That’s the way I’d use the term clunky, at least. I’ve no doubt some would apply it to particular styles of dialogue/prose — the staccato rhythms of Noir which I’d say are *clipped*, for example — because that style is outside their comfort zone and they have a sodding tin ear. Those people are just wrong, IMHO. ;P
When it comes to the use of “clunky” as lazy shorthand for “badly written,” I reckon this might be something to do with pulp fiction’s preference for transparent prose. Or just that natural human tendency to wankily dismiss that which is successfully doing X as a complete failure at doing Y — cause, yanno, Y is what *everything* should be doing. This is, I think, where Joe’s notion of “clunkiness” comes in:
Words that seem innapropriate to meaning, or unnecessarily difficult.
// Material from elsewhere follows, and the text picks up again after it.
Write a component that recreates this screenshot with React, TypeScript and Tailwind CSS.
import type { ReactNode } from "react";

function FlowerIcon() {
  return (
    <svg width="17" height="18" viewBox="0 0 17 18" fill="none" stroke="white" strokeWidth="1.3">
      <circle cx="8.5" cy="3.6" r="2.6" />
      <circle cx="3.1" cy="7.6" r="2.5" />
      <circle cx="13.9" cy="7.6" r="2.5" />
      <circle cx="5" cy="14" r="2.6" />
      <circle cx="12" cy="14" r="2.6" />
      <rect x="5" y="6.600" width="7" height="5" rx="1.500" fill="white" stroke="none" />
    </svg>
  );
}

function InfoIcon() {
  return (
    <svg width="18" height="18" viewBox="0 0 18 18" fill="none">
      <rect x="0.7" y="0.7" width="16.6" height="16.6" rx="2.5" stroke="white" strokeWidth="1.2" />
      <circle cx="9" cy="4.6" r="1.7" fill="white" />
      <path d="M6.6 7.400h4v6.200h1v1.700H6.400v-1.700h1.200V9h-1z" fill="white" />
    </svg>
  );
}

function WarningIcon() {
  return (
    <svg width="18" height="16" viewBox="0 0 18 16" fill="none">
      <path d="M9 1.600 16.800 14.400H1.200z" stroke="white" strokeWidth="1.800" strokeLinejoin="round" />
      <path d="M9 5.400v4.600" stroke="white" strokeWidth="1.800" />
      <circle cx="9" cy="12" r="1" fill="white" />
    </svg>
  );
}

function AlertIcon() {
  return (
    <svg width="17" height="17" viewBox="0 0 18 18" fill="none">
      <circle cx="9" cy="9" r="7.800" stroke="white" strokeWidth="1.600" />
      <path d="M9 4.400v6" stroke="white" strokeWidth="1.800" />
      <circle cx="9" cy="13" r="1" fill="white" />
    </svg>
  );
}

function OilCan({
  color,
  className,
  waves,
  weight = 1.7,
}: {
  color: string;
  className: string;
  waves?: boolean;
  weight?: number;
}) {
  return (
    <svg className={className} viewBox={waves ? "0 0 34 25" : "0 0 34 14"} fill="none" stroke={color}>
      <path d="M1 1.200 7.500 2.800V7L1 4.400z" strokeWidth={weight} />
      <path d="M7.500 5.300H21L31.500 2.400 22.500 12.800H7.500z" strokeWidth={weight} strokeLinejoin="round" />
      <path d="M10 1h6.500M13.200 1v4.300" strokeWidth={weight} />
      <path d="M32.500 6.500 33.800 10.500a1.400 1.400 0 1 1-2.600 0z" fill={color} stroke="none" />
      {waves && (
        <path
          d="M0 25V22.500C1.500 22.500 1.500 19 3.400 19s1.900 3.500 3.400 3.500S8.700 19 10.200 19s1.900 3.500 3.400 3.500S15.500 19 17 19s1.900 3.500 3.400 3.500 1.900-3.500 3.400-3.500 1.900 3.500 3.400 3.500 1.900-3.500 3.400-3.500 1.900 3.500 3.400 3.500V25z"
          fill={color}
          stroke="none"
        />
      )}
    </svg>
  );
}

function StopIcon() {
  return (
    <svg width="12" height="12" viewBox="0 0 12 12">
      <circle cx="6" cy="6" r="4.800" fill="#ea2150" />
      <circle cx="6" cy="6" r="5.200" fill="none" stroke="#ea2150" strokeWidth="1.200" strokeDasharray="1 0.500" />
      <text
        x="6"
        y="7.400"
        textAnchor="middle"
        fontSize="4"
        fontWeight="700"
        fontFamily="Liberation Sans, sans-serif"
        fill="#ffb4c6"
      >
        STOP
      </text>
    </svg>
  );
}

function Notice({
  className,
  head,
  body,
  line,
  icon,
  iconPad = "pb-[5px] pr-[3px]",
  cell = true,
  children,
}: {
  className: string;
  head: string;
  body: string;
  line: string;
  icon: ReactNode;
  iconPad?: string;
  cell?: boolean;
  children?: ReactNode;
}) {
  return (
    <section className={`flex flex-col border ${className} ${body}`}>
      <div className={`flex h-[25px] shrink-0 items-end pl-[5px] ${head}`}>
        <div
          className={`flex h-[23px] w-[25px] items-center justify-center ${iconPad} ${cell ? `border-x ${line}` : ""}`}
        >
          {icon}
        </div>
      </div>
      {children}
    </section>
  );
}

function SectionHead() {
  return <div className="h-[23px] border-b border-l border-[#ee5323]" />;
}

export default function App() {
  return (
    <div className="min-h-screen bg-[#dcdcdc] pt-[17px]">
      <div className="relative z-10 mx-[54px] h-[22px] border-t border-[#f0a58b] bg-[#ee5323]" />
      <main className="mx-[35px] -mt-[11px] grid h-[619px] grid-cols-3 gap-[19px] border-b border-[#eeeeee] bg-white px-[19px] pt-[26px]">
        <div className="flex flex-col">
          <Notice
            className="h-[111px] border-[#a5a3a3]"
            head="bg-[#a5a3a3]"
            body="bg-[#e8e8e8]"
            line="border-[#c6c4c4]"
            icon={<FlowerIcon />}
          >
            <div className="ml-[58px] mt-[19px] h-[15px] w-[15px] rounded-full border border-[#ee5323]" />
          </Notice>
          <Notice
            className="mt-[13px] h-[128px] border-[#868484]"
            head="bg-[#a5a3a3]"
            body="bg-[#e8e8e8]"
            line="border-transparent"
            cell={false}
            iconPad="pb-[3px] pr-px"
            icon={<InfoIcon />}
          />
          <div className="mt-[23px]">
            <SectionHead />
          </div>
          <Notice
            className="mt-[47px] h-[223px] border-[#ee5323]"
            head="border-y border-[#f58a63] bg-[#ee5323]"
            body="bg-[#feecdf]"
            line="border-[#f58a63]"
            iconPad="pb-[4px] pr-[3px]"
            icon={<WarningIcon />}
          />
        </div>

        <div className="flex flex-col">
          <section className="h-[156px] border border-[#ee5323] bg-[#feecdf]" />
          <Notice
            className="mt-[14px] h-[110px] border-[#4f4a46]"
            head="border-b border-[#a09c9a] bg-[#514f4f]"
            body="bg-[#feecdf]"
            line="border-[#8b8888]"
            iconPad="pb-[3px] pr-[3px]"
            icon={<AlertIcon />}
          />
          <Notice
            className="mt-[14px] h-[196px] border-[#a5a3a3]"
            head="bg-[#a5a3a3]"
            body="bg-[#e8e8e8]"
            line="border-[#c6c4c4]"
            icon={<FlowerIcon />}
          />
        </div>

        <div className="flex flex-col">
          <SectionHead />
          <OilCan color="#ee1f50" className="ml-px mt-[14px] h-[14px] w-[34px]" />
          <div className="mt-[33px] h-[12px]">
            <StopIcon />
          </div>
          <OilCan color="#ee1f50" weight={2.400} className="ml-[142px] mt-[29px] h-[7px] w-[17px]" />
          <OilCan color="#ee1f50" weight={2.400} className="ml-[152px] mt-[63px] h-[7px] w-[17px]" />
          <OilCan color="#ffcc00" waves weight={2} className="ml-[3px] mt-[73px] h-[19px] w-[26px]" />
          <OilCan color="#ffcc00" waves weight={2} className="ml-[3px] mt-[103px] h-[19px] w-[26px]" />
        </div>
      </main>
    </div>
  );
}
Images that are ill-thought out, do not stand scrutiny. Dialogue that is not honest or convincing.
Also your “too baroque”. This is where it becomes about whether you’re willing to step outside your comfort zone, go with a book and adjust to its voice… or not.
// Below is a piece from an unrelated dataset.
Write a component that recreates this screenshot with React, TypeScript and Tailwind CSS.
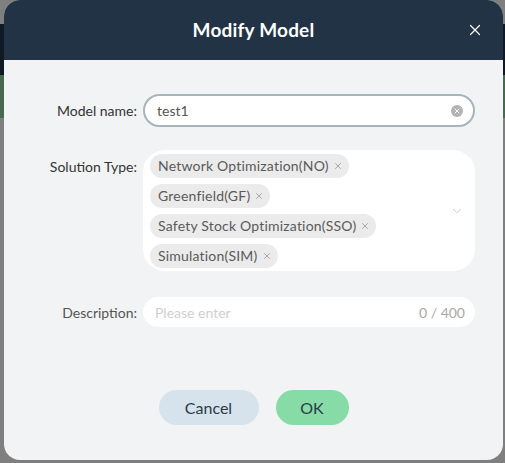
import { X, ChevronDown } from "lucide-react";

const tags = [
  "Network Optimization(NO)",
  "Greenfield(GF)",
  "Safety Stock Optimization(SSO)",
  "Simulation(SIM)",
];

export default function App() {
  return (
    <div className="relative w-[505px] h-[463px] overflow-hidden bg-[#7f7f7f] font-['Lato',sans-serif]">
      {/* page behind the overlay */}
      <div className="h-[24px]" />
      <div className="h-[51px] bg-[#0f1923]" />
      <div className="h-[43px] bg-[#46694f]" />

      {/* modal */}
      <div className="absolute left-[4px] top-0 w-[499px] h-[460px] rounded-[16px] overflow-hidden bg-[#f2f3f5] flex flex-col">
        <div className="h-[60px] bg-[#213345] flex items-center justify-center relative">
          <h2 className="text-white text-[19px] font-bold tracking-[0.2px]">Modify Model</h2>
          <X className="absolute right-[19px] top-[21px] text-white" size={18} strokeWidth={1.6} />
        </div>

        <div className="pt-[34px] pr-[28px] flex flex-col">
          <Row label="Model name" labelClass="text-[#333]">
            <div className="h-[33px] rounded-full border-2 border-[#a8b3ba] bg-white flex items-center pl-[12px] pr-[10px]">
              <span className="flex-1 text-[14px] text-[#555]">test1</span>
              <span className="w-[12px] h-[12px] rounded-full bg-[#b3b3b3] flex items-center justify-center">
                <X size={8} strokeWidth={3} className="text-white" />
              </span>
            </div>
          </Row>

          <Row label="Solution Type" labelClass="text-[#333]" className="mt-[23px]" top>
            <div className="h-[121px] rounded-[22px] bg-white flex items-center pl-[7px] pr-[11px]">
              <div className="flex-1 flex flex-col items-start gap-[6px]">
                {tags.map((t) => (
                  <span
                    key={t}
                    className="h-[24px] rounded-full bg-[#ebebeb] flex items-center pl-[8px] pr-[6px] text-[14px] tracking-[0.2px] text-[#5a5a5a]"
                  >
                    {t}
                    <X size={10} strokeWidth={1.6} className="ml-[4px] text-[#888]" />
                  </span>
                ))}
              </div>
              <ChevronDown size={14} strokeWidth={1.2} className="text-[#b5b5b5]" />
            </div>
          </Row>

          <Row label="Description" labelClass="text-[#555]" className="mt-[26px]">
            <div className="h-[30px] rounded-full bg-white flex items-center pl-[12px] pr-[10px] text-[14px]">
              <span className="flex-1 text-[#cfcfcf]">Please enter</span>
              <span className="text-[#a8a8a8]">0 / 400</span>
            </div>
          </Row>
        </div>

        <div className="mt-[63px] flex justify-center gap-[17px]">
          <button className="w-[100px] h-[35px] rounded-full bg-[#d6e3ec] text-[#2b3a48] text-[16px]">Cancel</button>
          <button className="w-[73px] h-[35px] rounded-full bg-[#86dba6] text-[#2b3a48] text-[16px]">OK</button>
        </div>
      </div>
    </div>
  );
}

function Row({
  label,
  labelClass,
  className = "",
  top = false,
  children,
}: {
  label: string;
  labelClass: string;
  className?: string;
  top?: boolean;
  children: React.ReactNode;
}) {
  return (
    <div className={`flex ${top ? "items-start" : "items-center"} ${className}`}>
      <label className={`w-[139px] shrink-0 text-right pr-[6px] text-[14px] ${labelClass} ${top ? "pt-[6px]" : ""}`}>
        {label}:
      </label>
      <div className="flex-1">{children}</div>
    </div>
  );
}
Transparent prose is more likely to be clunky (in the sense I’m using it) than baroque prose, I’d say. While the writers using fancy words in fancy sentence structures are at least likely to be *trying* for something a bit more “poetic,” even if they fail, I’ve seen a fuckload more failure in works where the writers clearly just weren’t considering prose as an end in itself. It’s kind of amazing how much it’s forgiven in commercial fiction actually, and all I can think is that the prose is being treated as a means to an end, written not to be heard in the mind’s ear but to be translated into a little imaginary movie. Some readers just read for that movie, I think, deaf to the cadences, which is why Dan Brown gets away with criminally clunky prose, I’d hazard. Some don’t even require clarity. Hell, they don’t even require *functionality*, it seems — just a string of benchmarks they can parse into staging, dressing and action. From the first page of The Da Vinci Code: “On his hands and knees the curator froze, turning his head slowly.” (Or words to that effect.) That’s just cack. But it’s easy enough to parse it to what Brown actually means if you don’t give a fuck about the prose, if those words are just… flashcards, prompts.
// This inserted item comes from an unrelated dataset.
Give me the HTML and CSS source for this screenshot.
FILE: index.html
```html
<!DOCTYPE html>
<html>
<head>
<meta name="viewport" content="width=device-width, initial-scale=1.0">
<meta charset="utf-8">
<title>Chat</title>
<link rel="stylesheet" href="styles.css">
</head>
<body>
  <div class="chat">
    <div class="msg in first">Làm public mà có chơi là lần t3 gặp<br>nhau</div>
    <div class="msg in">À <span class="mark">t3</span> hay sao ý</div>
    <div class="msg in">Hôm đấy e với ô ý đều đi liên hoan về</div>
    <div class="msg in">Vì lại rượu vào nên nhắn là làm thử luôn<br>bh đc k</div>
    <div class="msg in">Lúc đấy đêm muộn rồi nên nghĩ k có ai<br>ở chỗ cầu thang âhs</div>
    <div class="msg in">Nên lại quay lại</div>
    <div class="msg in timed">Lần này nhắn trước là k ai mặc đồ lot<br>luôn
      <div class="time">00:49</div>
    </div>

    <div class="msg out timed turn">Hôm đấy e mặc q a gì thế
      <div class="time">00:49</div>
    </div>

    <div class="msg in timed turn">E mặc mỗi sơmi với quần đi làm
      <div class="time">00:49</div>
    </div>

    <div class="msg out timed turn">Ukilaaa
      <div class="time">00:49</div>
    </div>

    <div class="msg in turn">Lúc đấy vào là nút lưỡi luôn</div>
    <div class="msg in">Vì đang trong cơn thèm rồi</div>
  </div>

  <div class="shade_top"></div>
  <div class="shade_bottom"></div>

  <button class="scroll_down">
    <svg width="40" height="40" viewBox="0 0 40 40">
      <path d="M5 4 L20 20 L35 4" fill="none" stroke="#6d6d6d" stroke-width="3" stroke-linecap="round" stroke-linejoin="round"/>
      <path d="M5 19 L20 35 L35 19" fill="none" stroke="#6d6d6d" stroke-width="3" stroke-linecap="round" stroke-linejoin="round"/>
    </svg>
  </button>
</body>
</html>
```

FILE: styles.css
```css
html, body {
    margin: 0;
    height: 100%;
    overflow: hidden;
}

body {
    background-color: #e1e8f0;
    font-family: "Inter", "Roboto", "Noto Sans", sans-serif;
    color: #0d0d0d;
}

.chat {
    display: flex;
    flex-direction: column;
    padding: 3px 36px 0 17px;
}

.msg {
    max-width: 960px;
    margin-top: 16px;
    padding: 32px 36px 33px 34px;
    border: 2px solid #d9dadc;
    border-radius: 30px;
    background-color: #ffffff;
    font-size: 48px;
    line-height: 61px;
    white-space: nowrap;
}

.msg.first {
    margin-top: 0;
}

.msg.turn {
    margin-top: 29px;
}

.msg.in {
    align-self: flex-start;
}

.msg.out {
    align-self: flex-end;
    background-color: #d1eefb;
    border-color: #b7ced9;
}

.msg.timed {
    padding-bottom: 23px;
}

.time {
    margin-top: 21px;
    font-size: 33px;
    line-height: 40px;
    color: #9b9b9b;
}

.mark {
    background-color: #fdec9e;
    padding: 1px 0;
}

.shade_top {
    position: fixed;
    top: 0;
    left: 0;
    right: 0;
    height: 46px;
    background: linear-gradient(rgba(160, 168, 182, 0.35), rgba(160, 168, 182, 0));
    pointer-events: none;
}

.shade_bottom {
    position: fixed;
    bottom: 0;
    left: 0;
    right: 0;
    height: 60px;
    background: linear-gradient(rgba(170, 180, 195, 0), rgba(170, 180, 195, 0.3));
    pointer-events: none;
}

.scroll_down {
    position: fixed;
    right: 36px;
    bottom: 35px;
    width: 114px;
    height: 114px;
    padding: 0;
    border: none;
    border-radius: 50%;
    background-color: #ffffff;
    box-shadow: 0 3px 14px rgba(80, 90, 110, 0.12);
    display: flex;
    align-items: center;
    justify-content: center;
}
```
In fact, it kinda seems there are readers in SF/Fantasy circles so raised on transparent prose that they have a tin ear, zero appreciation for all that “style” (i.e. voice) that just “gets in the way of the story”. They will however be bothered by words rendered dissonant by their exoticism or “difficulty” — i.e. words that can’t be translated automatically into movie-imagery. Complex sentence structures also seem to be a problem, but usually the critique is “pretentious” rather than “clunky” there.
Anyhoo, this is, I think, where a reader who just can’t pick out the more subtle rhythms in an idiosyncratic narrative voice will react against them, like a listener bristling against some modern jazz improv with a weird time-signature and syncopation all over the shop. And I imagine some writers like De Lillo might run afoul of reviewers whose ear for prose isn’t as good as they think it is.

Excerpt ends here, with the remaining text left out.